= Studies in Words =

Non-fiction work by C. S. Lewis

First edition

Studies in Words is a work of linguistic scholarship written by C. S. Lewis and published by the Cambridge University Press in 1960. In this book, Lewis examines the history of various words used in the English language which have changed their meanings often quite widely throughout the centuries. The meanings in the predecessor languages are also part of the discussion.

Lewis's motivation for writing the book was in explaining to students of the work of previous centuries that the definition of a word that they already think they know (his dangerous sense, which he abbreviates D.S.) may yield a total misunderstanding of what the author meant to say. Those who have a large vocabulary are actually more likely to pick a wrong meaning because they can rationalize its enjambment.
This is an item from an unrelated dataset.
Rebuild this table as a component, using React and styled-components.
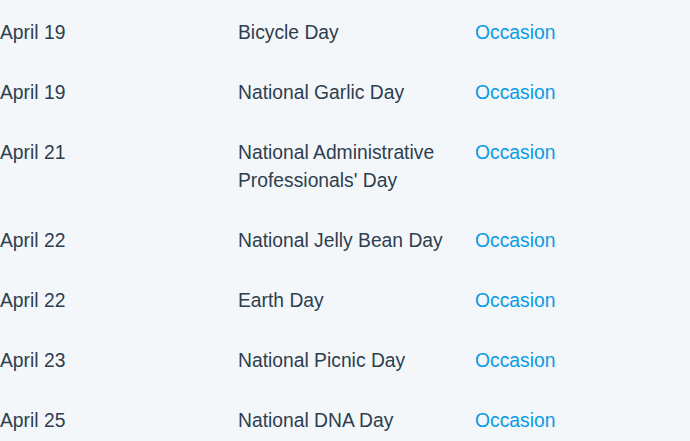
import React from "react";
import styled, { createGlobalStyle } from "styled-components";

const Global = createGlobalStyle`
  html, body { margin: 0; padding: 0; background: #f4f7fa; }
  body { font-family: "Liberation Sans", Arial, sans-serif; }
`;

const Table = styled.div`
  display: grid;
  grid-template-columns: 238px 237px 1fr;
  padding-top: 3px;
  width: 690px;
  height: 441px;
  overflow: hidden;
  align-content: start;
`;

const Cell = styled.div`
  padding: 16px 16px 16px 0;
  font-size: 19.3px;
  line-height: 28px;
  color: ${(p) => (p.$link ? "#0a9ae6" : "#2d3e4f")};
`;

const rows = [
  ["April 19", "Bicycle Day"],
  ["April 19", "National Garlic Day"],
  ["April 21", "National Administrative Professionals' Day"],
  ["April 22", "National Jelly Bean Day"],
  ["April 22", "Earth Day"],
  ["April 23", "National Picnic Day"],
  ["April 25", "National DNA Day"],
];

export default function App() {
  return (
    <>
      <Global />
      <Table>
        {rows.map(([d, n], i) => (
          <React.Fragment key={i}>
            <Cell>{d}</Cell>
            <Cell>{n}</Cell>
            <Cell $link>Occasion</Cell>
          </React.Fragment>
        ))}
      </Table>
    </>
  );
}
Some of the earlier meanings are only partially recalled in stock phrases, such as "world without end," which employs the earlier use of the word "world" to mean 'age'.

The words studied are nature, in all its phrases, especially "human nature"; sad, which originally meant "heavy"; wit; free, with all its differences from slavery and villainy; sense, with its two meanings of perception and judgement; simple; conscience and conscious; world; and life; with also the phrase "I dare say!" examined. The details of the history of these seemingly straightforward words encompasses 300 pages.

==Reception==
Jackson J. Campbell, writing for the Journal of English and Germanic Philology, gave a negative review, criticizing the text for its errors and calling the text "disappointing", but writing that the text was otherwise enjoyable. Eric John Dobson praised the text as "an excellent book, which deserves to be widely known and red"; Dobson praised Lewis' writing on the word conscience and criticized several errors made by Lewis. William G. Moulton praised the book as "readable, informative...and witty" but also criticized it as "amateurish", and stated that it had little to offer professional linguists beyond "a delightful style and many well-chosen examples".